While the VA technically does not stipulate a minimum FICO for approval, lenders who extend VA loans generally prefer that applicants have credit scores of at least 620. However, some lenders approve applicants with lower scores, especially if they are currently serving in the military.
How Much Money Do I Need for a Down Payment for a House?
A down payment is a money that you pay to the seller to lock in the home's purchase price. It serves as proof that you are invested fully in the home purchase and committed to buying the house and making timely mortgage payments on it.
Your down payment also has a significant influence on the overall cost of the home. It can determine the interest rate of your mortgage. In general, the more money that you put down on the house that you want to buy, the lower the interest rate that you can get on your mortgage. You pay less for the home that you want to buy.
Further, the amount that you need to pay down on a home will depend on factors like your credit score, debt-to-income ratio, and the type of home loan that you apply for and receive. A conventional belief among interested home buyers is that you need to pay at least 20 percent for a down payment on a house. However, your payment can be significantly lower, around 3.5 percent, or perhaps even non-existent if you are approved for first-time, redevelopment, rural or suburban, VA, or other types of federal or state government-based mortgage programs.

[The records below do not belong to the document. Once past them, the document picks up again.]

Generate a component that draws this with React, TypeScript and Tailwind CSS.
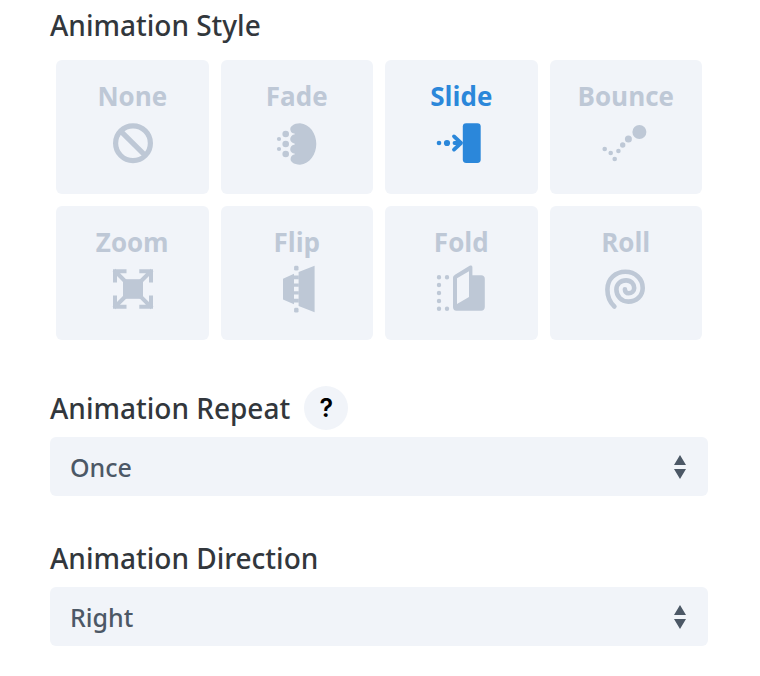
import React, { useState } from 'react';

interface StyleOption {
  name: string;
  icon: React.ReactNode;
}

const STYLE_OPTIONS: StyleOption[] = [
  {
    name: 'None',
    icon: (
      <g fill="none" stroke="currentColor" strokeWidth="5.2">
        <circle cx="1" cy="0.2" r="17.4" />
        <path d="M-11.6 -12.2L13.4 12.6" />
      </g>
    ),
  },
  {
    name: 'Fade',
    icon: (
      <g>
        <circle cx="-18" cy="-4" r="2.1" />
        <circle cx="-18" cy="6" r="2.1" />
        <circle cx="-11.3" cy="-9" r="3.3" />
        <circle cx="-11.3" cy="1" r="3.3" />
        <circle cx="-11.3" cy="11" r="3.3" />
        <path d="M3 -19.7C13 -19 19.3 -9 19.3 1S13 21 3 21.7C0 21.7 -3 21 -4.5 19.6A4.4 4.4 0 0 1 -2.4 11.6V10.6A4.4 4.4 0 0 1 -2.4 1.8V0.4A4.4 4.4 0 0 1 -2.4 -8.4V-9.4A4.4 4.4 0 0 1 -4.5 -17.6C-3 -19 0 -19.7 3 -19.7Z" />
      </g>
    ),
  },
  {
    name: 'Slide',
    icon: (
      <g>
        <rect x="1.8" y="-19.8" width="17.9" height="39.8" rx="3.4" />
        <circle cx="-22" cy="0" r="2.3" />
        <circle cx="-14" cy="0" r="3.1" />
        <path d="M-7 -6.6L0 0L-7 6.6M-6.5 0H0" fill="none" stroke="currentColor" strokeWidth="3.8" strokeLinecap="round" strokeLinejoin="round" />
      </g>
    ),
  },
  {
    name: 'Bounce',
    icon: (
      <g>
        <circle cx="13.4" cy="-11" r="7" />
        <circle cx="2.4" cy="-4" r="3.5" />
        <circle cx="-3.3" cy="2" r="2.7" />
        <circle cx="-7.6" cy="8" r="2.3" />
        <circle cx="-11.3" cy="16" r="2.3" />
        <circle cx="-15.3" cy="10" r="2.3" />
        <circle cx="-21.3" cy="6" r="2.3" />
      </g>
    ),
  },
  {
    name: 'Zoom',
    icon: (
      <g>
        <rect x="-9" y="-9.8" width="20" height="19.6" />
        <path
          d="M-17 -8.5V-17.8H-7.5M-16.6 -17.5L-7.6 -8.5M9.3 -17.8H19V-8.5M18.6 -17.5L9.6 -8.5M-17 8.5V17.8H-7.5M-16.6 17.5L-7.6 8.5M9.3 17.8H19V8.5M18.6 17.5L9.6 8.5"
          fill="none"
          stroke="currentColor"
          strokeWidth="4"
          strokeLinecap="square"
        />
      </g>
    ),
  },
  {
    name: 'Flip',
    icon: (
      <g>
        <path d="M-14 -10.3L-3 -15.2V15.2L-14 10.5ZM1.6 -17L17.6 -23.3V23.3L1.6 17Z" />
        <path d="M-3.2 -13.4H1.8V-9.8H-3.2ZM-3.2 -5.4H1.8V-2.2H-3.2ZM-3.2 2.2H1.8V5.4H-3.2ZM-3.2 9.8H1.8V13.4H-3.2Z" />
        <rect x="-2.9" y="-23.2" width="4.4" height="4.8" rx="1.4" />
        <rect x="-2.9" y="18.8" width="4.4" height="4.8" rx="1.4" />
      </g>
    ),
  },
  {
    name: 'Fold',
    icon: (
      <g>
        <path d="M-22 -11.7h0M-14 -11.7h0M-22 -4h0M-22 4h0M-22 12h0M-22 19.7h0M-14 19.7h0" stroke="currentColor" strokeWidth="4.4" strokeLinecap="round" />
        <path
          fillRule="evenodd"
          d="M-8 -11C-8 -12.5 -7.2 -13.4 -6 -14.2L8.6 -23.2C10 -24 11.4 -23.4 11.4 -21.8V-13.7H20.2C22.4 -13.7 23.8 -12.3 23.8 -10.2V18C23.8 20.4 22.4 21.8 20.2 21.8H-4.6C-6.8 21.8 -8 20.4 -8 18ZM-4 -10.7V15L8 8V-17.8Z"
        />
      </g>
    ),
  },
  {
    name: 'Roll',
    icon: (
      <path
        d="M-11.6 17.5C-16 13.5 -18.6 7 -18.6 0.5C-18.6 -10 -10.6 -17.2 -0.6 -17.2C9.4 -17.2 16.7 -10 16.7 -1C16.7 7 10.4 12.6 2.4 12.6C-4.8 12.6 -9.6 7 -9.6 0.5C-9.6 -5 -5.4 -8.6 0.1 -8.6C5.1 -8.6 8.2 -5 8.2 -1C8.2 2.2 5.6 4.2 2.6 4.2C0.3 4.2 -1.1 2.6 -1.1 0.2"
        fill="none"
        stroke="currentColor"
        strokeWidth="4.6"
        strokeLinecap="round"
      />
    ),
  },
];

const REPEAT_OPTIONS = ['Once', 'Loop'];
const DIRECTION_OPTIONS = ['Right', 'Left', 'Center', 'Up', 'Down'];

interface SelectFieldProps {
  id: string;
  value: string;
  options: string[];
  onChange: (value: string) => void;
}

const SelectField: React.FC<SelectFieldProps> = ({ id, value, options, onChange }) => (
  <div className="relative">
    <select
      id={id}
      value={value}
      onChange={(e) => onChange(e.target.value)}
      className="block w-full h-[59px] appearance-none rounded-md bg-[#f1f4f9] pt-0.5 pl-5 pr-12 text-[25px] font-medium text-[#4c5866] cursor-pointer"
    >
      {options.map((option) => (
        <option key={option} value={option}>{option}</option>
      ))}
    </select>
    <svg viewBox="0 0 12 24" className="pointer-events-none absolute inset-y-0 right-[22px] my-auto w-3 h-6 fill-[#4c5866]" aria-hidden="true">
      <path d="M6 0L12 10H0ZM0 14H12L6 24Z" />
    </svg>
  </div>
);

const App: React.FC = () => {
  const [style, setStyle] = useState('Slide');
  const [repeat, setRepeat] = useState('Once');
  const [direction, setDirection] = useState('Right');

  return (
    <main className="min-h-screen bg-white pt-1 pb-7 pl-[50px] pr-[52px] font-['Noto_Sans',sans-serif] text-[#32373c]">
      <section>
        <h2 className="text-[28px] leading-[42px] font-medium">Animation Style</h2>
        <div className="mx-1.5 mt-3.5 grid grid-cols-4 gap-3">
          {STYLE_OPTIONS.map((option) => (
            <button
              key={option.name}
              type="button"
              aria-pressed={style === option.name}
              onClick={() => setStyle(option.name)}
              className={`flex flex-col items-center gap-[7px] rounded-md bg-[#f1f4f9] pt-5 pb-[27px] cursor-pointer ${
                style === option.name ? 'text-[#2b87da]' : 'text-[#bec8d6]'
              }`}
            >
              <span className="font-['Open_Sans',sans-serif] text-[26px] leading-8 font-bold">{option.name}</span>
              <svg viewBox="-24 -24 48 48" className="size-12 overflow-visible fill-current" aria-hidden="true">
                {option.icon}
              </svg>
            </button>
          ))}
        </div>
      </section>

      <section className="mt-[46px]">
        <div className="flex items-center gap-3.5 pb-[7px]">
          <label htmlFor="repeat" className="text-[28px] leading-[42px] font-medium">Animation Repeat</label>
          <button type="button" aria-label="Help" className="size-11 rounded-full bg-[#f1f4f9] font-['Inter',sans-serif] text-[25px] leading-none font-semibold text-black cursor-pointer">
            ?
          </button>
        </div>
        <SelectField id="repeat" value={repeat} options={REPEAT_OPTIONS} onChange={setRepeat} />
      </section>

      <section className="mt-[41px]">
        <label htmlFor="direction" className="block pb-2 text-[28px] leading-[42px] font-medium">Animation Direction</label>
        <SelectField id="direction" value={direction} options={DIRECTION_OPTIONS} onChange={setDirection} />
      </section>
    </main>
  );
};

export default App;
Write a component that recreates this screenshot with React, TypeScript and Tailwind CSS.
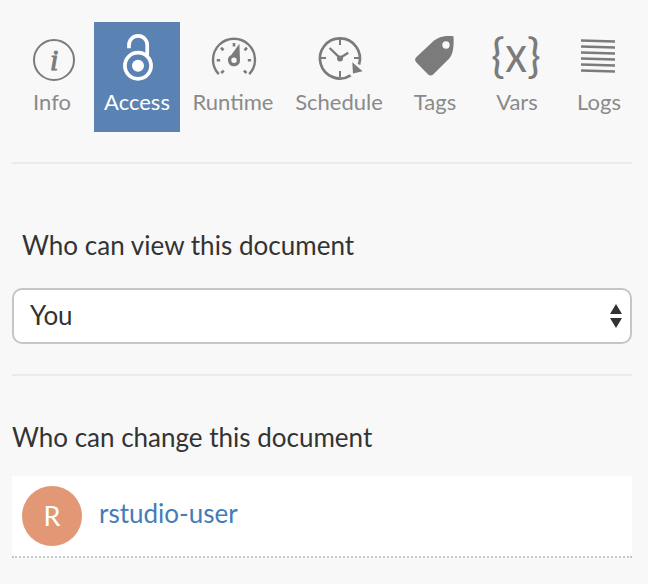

Even conventional or fixed-rate mortgages may not require a full 20 percent down on a home. Some lenders extend home loans to applicants with good credit and higher incomes that only require a three percent down payment. Regardless of what kind of mortgage that, you are approved for, you generally have the option of using programs like HOME for down payment assistance if needed.
A mortgage is a vital tool that most people need to use to buy a home. There are numerous different mortgages that lenders can use to help applicants cover a home's purchase price. You can apply for and could be approved for VA, FHA, USDA, and other types of mortgages that allow you to realize your dream of becoming a successful homeowner.